● **Directions for this task**
Begin with the first line of the material and write out each line exactly, ending with the line that contains "icons ---------- */". Pictures are not part of the copy.
# # # #
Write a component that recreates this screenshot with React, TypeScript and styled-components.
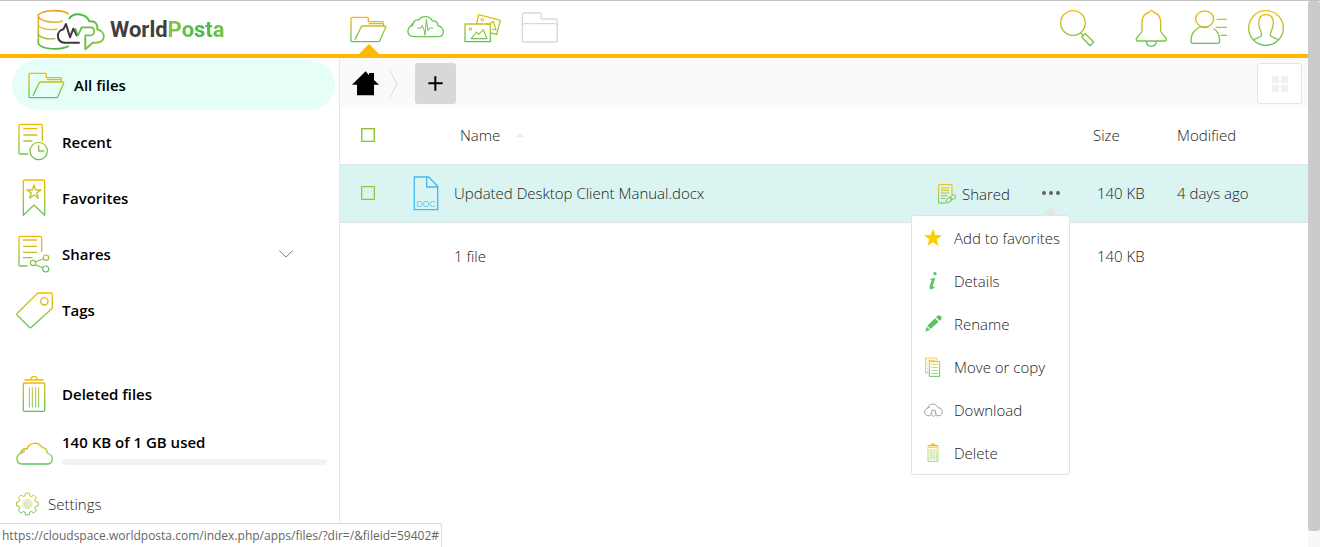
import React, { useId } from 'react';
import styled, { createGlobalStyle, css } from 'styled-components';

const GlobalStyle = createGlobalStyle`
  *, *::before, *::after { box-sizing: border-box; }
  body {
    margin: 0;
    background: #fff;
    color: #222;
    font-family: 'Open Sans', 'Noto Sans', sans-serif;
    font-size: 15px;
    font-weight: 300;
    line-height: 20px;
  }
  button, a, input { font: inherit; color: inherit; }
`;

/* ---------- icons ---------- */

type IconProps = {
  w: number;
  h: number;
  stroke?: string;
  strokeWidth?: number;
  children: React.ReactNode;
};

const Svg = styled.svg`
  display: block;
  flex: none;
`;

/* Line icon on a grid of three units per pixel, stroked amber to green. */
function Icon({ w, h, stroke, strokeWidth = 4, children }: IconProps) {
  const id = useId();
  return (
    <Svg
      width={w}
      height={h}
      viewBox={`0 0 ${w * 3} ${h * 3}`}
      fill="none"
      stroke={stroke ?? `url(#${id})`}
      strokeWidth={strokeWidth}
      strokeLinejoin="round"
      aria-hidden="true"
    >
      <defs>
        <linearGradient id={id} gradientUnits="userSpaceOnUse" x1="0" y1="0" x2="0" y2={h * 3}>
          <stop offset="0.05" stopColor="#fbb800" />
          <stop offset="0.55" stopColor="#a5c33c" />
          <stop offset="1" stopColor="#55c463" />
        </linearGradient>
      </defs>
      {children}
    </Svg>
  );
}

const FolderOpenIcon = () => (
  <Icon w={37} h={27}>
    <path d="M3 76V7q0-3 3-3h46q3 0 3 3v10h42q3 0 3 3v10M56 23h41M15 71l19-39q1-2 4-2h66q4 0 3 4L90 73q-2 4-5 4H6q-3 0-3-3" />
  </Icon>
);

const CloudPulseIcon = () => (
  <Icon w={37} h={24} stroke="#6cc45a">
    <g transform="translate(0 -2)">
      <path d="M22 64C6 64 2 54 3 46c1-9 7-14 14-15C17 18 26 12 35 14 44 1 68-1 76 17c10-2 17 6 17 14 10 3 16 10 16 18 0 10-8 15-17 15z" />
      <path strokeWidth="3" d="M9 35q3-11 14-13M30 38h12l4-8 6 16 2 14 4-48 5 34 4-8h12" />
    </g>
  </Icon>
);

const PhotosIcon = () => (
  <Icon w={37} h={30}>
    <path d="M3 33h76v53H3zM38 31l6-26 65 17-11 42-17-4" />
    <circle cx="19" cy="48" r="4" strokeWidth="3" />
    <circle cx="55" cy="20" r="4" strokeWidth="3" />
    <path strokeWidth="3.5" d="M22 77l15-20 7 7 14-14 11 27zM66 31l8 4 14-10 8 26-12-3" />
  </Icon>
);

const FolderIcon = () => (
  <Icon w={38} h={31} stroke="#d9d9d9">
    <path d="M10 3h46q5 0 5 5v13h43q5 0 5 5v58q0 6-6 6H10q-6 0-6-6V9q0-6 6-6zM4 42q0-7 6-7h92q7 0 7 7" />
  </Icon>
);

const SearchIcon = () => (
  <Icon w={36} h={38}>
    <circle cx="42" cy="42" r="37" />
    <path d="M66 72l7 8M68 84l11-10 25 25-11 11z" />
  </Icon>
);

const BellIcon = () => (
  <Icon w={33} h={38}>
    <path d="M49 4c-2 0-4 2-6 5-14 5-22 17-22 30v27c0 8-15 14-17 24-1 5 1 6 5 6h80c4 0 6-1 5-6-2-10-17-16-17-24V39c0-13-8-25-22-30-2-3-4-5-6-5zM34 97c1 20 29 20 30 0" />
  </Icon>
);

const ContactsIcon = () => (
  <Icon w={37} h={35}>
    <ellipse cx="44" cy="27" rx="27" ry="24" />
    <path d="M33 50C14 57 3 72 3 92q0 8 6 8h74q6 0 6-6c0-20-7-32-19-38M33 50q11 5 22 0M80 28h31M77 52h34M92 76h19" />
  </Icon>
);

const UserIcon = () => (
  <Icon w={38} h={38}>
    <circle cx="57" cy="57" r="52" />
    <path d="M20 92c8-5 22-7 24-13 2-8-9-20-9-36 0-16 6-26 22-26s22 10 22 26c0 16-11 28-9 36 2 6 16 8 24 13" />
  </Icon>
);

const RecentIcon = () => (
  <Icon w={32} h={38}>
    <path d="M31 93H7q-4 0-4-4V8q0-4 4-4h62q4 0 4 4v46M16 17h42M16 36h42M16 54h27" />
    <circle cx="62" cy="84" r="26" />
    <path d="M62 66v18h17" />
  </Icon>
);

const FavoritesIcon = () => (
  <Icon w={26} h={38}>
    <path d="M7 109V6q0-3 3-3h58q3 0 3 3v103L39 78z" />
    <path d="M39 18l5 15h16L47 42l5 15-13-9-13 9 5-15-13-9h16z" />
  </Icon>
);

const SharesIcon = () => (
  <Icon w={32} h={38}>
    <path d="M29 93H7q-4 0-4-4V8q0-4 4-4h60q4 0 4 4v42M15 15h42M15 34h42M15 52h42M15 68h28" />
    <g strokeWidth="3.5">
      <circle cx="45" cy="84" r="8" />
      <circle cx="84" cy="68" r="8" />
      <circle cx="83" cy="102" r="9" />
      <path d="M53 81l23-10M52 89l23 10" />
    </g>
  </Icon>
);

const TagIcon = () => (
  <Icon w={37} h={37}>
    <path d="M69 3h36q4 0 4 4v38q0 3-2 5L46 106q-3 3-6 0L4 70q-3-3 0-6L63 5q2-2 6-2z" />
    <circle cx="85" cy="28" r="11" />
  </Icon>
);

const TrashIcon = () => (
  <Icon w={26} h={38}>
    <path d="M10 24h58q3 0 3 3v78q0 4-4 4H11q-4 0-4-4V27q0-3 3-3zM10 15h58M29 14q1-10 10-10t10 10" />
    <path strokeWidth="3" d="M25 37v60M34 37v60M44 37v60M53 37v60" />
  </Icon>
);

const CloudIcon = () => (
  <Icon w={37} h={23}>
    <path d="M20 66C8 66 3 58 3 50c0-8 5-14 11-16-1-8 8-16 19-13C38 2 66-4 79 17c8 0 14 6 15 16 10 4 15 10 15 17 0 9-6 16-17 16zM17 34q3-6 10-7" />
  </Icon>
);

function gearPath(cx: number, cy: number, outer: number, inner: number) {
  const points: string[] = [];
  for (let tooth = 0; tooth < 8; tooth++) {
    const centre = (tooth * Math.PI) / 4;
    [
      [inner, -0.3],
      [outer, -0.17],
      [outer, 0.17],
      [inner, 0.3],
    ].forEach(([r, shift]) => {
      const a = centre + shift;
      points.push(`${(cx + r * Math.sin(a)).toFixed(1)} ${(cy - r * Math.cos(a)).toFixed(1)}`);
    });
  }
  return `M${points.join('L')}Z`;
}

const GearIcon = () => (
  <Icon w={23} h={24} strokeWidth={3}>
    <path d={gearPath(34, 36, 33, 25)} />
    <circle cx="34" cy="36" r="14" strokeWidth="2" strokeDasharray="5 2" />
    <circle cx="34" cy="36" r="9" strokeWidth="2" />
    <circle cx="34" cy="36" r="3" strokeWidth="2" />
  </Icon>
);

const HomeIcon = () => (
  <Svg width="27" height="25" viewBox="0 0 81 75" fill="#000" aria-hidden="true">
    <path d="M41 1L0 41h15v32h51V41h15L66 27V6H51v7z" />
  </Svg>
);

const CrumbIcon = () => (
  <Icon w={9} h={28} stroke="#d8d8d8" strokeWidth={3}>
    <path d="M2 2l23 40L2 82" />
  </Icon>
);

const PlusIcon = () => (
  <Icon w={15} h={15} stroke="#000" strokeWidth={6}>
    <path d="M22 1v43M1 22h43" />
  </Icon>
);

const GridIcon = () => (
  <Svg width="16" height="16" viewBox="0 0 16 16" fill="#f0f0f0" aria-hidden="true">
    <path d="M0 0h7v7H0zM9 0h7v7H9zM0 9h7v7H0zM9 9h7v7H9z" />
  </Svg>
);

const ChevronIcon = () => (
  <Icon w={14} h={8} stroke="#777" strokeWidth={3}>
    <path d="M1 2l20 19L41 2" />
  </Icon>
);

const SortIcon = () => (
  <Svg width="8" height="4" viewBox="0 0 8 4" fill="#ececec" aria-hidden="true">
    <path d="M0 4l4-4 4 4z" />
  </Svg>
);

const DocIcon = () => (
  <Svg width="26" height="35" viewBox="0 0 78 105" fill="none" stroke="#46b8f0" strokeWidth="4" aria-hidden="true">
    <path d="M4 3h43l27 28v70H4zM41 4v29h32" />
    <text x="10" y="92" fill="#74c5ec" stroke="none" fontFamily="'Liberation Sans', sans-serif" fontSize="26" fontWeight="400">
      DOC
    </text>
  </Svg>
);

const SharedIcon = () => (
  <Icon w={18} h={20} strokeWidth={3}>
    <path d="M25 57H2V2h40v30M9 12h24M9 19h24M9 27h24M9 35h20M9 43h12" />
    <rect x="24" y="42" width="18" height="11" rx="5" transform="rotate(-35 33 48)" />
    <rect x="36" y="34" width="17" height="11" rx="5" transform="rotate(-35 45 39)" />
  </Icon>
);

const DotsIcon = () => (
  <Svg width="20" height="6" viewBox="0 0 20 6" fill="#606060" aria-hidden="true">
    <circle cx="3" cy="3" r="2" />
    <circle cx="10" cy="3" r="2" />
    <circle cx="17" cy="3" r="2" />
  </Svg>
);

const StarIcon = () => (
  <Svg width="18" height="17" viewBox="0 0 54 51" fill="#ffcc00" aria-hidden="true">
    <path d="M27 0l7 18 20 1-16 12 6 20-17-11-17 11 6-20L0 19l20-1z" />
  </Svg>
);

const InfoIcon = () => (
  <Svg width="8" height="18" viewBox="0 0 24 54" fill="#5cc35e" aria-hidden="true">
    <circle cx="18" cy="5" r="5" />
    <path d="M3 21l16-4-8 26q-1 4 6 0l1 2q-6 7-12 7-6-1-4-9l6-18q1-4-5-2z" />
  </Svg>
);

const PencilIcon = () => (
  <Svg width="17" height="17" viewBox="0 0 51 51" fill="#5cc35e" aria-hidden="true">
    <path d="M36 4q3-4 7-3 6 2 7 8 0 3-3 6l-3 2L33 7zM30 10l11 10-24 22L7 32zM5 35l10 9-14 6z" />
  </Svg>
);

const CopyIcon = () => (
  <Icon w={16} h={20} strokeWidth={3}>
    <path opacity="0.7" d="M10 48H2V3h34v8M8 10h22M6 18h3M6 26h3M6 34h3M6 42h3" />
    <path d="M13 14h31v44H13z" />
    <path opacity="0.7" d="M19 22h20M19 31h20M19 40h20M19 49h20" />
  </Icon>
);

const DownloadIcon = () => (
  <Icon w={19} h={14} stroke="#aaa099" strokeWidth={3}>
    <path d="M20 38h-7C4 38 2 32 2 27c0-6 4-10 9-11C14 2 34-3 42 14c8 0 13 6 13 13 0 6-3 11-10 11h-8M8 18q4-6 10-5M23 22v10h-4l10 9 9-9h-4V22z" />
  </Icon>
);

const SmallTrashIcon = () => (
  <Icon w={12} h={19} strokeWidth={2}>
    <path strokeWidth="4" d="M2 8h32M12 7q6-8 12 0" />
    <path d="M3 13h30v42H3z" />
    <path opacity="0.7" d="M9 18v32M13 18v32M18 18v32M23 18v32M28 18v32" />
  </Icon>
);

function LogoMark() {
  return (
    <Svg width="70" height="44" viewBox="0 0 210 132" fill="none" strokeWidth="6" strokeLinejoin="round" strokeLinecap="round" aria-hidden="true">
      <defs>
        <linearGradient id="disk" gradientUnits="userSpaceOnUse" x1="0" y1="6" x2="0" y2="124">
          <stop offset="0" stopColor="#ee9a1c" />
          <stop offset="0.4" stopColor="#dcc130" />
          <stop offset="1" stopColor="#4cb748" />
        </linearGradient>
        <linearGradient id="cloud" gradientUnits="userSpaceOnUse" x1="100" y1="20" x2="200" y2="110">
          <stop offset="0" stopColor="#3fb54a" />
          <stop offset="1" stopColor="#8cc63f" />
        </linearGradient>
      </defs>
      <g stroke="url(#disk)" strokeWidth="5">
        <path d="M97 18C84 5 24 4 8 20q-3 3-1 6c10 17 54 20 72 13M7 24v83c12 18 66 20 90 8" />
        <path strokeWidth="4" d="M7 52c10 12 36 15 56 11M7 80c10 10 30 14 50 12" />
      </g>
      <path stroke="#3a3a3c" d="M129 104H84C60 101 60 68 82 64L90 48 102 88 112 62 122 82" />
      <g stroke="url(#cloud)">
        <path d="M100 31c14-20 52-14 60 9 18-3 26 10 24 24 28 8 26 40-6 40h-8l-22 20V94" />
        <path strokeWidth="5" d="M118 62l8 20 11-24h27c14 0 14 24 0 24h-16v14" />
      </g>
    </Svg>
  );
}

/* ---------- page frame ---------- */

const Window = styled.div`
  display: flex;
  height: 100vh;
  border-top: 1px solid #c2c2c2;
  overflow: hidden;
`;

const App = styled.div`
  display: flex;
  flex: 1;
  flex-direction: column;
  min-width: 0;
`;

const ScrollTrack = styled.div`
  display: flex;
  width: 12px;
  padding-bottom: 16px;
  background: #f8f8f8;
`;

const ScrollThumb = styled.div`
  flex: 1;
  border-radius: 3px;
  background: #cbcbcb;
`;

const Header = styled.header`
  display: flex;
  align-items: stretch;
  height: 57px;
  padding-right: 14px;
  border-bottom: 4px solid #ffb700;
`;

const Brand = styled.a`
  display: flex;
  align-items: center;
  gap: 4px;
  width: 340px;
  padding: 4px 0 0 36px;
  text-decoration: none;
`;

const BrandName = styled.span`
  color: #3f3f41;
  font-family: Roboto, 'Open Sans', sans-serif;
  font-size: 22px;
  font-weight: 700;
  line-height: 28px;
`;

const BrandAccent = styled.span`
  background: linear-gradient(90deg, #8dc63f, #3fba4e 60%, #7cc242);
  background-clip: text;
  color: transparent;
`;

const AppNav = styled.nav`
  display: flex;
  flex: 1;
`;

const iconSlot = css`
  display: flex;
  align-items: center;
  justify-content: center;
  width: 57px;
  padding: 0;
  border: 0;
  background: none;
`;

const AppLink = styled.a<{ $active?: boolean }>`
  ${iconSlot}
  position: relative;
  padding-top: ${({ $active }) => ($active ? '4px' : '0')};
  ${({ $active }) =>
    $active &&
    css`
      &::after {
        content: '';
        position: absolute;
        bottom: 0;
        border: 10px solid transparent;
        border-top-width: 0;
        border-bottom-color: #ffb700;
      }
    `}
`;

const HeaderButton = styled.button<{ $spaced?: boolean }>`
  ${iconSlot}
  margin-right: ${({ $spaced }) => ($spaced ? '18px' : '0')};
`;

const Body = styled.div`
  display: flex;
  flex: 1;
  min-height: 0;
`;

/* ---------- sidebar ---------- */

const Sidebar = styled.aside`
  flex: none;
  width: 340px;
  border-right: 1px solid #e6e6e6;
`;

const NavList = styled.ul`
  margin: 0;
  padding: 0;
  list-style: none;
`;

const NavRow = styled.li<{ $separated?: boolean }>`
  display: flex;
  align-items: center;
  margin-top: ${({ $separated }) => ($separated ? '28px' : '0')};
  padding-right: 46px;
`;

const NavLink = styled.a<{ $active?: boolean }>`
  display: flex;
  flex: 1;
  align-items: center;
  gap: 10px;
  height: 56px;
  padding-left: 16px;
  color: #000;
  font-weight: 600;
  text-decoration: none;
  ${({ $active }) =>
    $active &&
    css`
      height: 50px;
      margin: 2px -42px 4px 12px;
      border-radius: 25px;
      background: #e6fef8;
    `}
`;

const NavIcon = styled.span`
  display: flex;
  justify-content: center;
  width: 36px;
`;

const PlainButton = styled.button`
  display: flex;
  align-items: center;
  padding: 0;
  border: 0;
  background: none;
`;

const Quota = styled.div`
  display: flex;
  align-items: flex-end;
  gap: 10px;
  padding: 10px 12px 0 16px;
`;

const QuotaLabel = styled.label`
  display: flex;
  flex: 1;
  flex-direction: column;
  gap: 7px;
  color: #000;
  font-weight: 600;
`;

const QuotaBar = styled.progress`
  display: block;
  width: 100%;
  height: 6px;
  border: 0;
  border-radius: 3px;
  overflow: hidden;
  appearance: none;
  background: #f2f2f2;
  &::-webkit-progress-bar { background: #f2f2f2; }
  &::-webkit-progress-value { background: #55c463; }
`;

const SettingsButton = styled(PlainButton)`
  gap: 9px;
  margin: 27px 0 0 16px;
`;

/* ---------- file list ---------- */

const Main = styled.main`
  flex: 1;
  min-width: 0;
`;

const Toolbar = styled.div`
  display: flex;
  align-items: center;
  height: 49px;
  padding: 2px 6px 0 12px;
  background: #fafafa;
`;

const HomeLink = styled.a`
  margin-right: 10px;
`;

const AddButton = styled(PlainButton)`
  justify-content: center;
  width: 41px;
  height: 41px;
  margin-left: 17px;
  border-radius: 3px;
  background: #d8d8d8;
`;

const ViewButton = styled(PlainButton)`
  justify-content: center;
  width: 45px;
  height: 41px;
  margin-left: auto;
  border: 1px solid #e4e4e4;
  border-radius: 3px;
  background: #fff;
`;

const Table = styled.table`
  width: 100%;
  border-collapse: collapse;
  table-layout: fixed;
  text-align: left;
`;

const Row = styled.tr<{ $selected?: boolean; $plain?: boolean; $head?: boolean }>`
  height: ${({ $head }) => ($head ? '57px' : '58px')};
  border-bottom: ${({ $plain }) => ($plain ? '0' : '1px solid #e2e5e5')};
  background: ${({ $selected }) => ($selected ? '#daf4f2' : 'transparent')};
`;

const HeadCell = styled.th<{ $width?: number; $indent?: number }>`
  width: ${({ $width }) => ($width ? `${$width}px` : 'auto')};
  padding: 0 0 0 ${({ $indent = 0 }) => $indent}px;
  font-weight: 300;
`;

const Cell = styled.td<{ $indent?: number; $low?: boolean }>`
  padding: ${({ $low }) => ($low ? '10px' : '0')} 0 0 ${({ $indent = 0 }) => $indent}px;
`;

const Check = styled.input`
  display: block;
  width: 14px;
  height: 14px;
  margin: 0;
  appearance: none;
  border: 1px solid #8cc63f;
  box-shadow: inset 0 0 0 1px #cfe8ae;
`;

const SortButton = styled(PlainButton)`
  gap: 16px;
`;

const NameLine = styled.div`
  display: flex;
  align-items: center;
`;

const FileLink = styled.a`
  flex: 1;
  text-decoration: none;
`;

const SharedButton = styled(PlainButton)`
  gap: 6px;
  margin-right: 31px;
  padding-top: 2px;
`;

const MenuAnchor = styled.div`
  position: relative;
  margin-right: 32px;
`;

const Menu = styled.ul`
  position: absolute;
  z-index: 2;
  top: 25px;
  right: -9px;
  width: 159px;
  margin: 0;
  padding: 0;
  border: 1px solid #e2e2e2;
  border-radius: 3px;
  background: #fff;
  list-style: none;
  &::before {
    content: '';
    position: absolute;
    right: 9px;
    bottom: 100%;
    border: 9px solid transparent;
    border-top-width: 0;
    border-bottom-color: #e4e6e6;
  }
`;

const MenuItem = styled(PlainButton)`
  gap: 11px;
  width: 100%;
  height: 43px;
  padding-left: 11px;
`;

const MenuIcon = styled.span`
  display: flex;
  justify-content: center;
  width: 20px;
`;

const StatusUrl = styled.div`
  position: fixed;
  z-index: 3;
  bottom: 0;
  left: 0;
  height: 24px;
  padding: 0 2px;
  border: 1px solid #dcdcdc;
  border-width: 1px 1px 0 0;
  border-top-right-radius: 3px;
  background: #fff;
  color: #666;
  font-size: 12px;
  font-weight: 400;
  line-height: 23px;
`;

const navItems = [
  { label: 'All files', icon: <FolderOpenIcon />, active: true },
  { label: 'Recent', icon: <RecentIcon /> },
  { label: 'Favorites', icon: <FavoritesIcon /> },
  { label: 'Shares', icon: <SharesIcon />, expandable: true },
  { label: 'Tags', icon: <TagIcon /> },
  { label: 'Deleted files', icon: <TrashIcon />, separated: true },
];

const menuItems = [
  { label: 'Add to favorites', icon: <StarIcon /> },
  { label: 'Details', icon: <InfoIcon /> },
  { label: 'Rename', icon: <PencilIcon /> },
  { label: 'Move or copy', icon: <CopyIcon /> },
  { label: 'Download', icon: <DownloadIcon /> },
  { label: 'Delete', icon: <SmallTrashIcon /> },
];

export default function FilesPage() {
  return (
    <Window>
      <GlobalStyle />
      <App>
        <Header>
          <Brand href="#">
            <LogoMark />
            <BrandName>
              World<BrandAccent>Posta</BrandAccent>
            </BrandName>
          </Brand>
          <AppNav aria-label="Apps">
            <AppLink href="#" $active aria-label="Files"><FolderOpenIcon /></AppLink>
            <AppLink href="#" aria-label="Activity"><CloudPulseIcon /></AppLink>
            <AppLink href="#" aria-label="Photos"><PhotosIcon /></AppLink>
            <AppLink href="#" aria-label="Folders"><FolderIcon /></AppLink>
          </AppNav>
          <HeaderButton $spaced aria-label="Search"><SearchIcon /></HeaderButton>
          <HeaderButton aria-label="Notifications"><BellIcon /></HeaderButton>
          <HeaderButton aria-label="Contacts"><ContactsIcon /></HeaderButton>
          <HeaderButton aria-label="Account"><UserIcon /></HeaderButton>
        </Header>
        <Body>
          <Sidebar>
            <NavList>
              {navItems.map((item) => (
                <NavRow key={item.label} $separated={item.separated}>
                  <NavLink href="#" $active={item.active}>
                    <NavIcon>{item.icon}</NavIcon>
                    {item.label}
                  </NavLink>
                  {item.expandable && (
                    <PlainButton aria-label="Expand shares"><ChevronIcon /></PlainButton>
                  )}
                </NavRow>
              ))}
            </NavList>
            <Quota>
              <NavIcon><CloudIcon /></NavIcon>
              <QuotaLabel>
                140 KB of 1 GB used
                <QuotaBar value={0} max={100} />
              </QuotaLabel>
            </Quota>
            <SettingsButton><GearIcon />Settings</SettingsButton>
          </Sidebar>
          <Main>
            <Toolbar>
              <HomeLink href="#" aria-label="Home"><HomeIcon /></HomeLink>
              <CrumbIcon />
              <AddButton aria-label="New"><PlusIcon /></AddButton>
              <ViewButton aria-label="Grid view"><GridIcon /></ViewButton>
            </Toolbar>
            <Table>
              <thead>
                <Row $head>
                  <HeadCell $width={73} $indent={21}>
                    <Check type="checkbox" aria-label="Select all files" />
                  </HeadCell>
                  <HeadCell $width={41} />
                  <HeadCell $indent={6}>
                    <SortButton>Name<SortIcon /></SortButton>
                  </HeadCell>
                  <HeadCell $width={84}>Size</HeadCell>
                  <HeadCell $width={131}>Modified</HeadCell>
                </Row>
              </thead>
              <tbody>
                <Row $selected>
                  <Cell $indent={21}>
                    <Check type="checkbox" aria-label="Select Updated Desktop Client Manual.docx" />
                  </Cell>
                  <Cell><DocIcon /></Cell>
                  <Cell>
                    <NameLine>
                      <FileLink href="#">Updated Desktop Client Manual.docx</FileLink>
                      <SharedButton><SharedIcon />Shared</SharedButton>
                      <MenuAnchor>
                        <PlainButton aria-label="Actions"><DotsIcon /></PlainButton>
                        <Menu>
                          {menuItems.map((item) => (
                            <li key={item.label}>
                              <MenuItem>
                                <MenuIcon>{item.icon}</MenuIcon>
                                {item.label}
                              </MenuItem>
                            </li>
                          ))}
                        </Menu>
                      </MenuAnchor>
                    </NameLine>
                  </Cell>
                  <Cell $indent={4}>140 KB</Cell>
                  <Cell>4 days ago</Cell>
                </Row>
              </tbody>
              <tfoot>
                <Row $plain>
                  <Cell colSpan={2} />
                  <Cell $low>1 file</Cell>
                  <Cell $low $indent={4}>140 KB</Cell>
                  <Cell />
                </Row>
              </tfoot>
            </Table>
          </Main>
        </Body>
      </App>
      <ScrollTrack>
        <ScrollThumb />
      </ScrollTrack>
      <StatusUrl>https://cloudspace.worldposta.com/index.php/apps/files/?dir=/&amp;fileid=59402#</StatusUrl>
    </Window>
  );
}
# # # #
● **Output of the exercise**
Write a component that recreates this screenshot with React, TypeScript and styled-components.
import React, { useId } from 'react';
import styled, { createGlobalStyle, css } from 'styled-components';

const GlobalStyle = createGlobalStyle`
  *, *::before, *::after { box-sizing: border-box; }
  body {
    margin: 0;
    background: #fff;
    color: #222;
    font-family: 'Open Sans', 'Noto Sans', sans-serif;
    font-size: 15px;
    font-weight: 300;
    line-height: 20px;
  }
  button, a, input { font: inherit; color: inherit; }
`;

/* ---------- icons ---------- */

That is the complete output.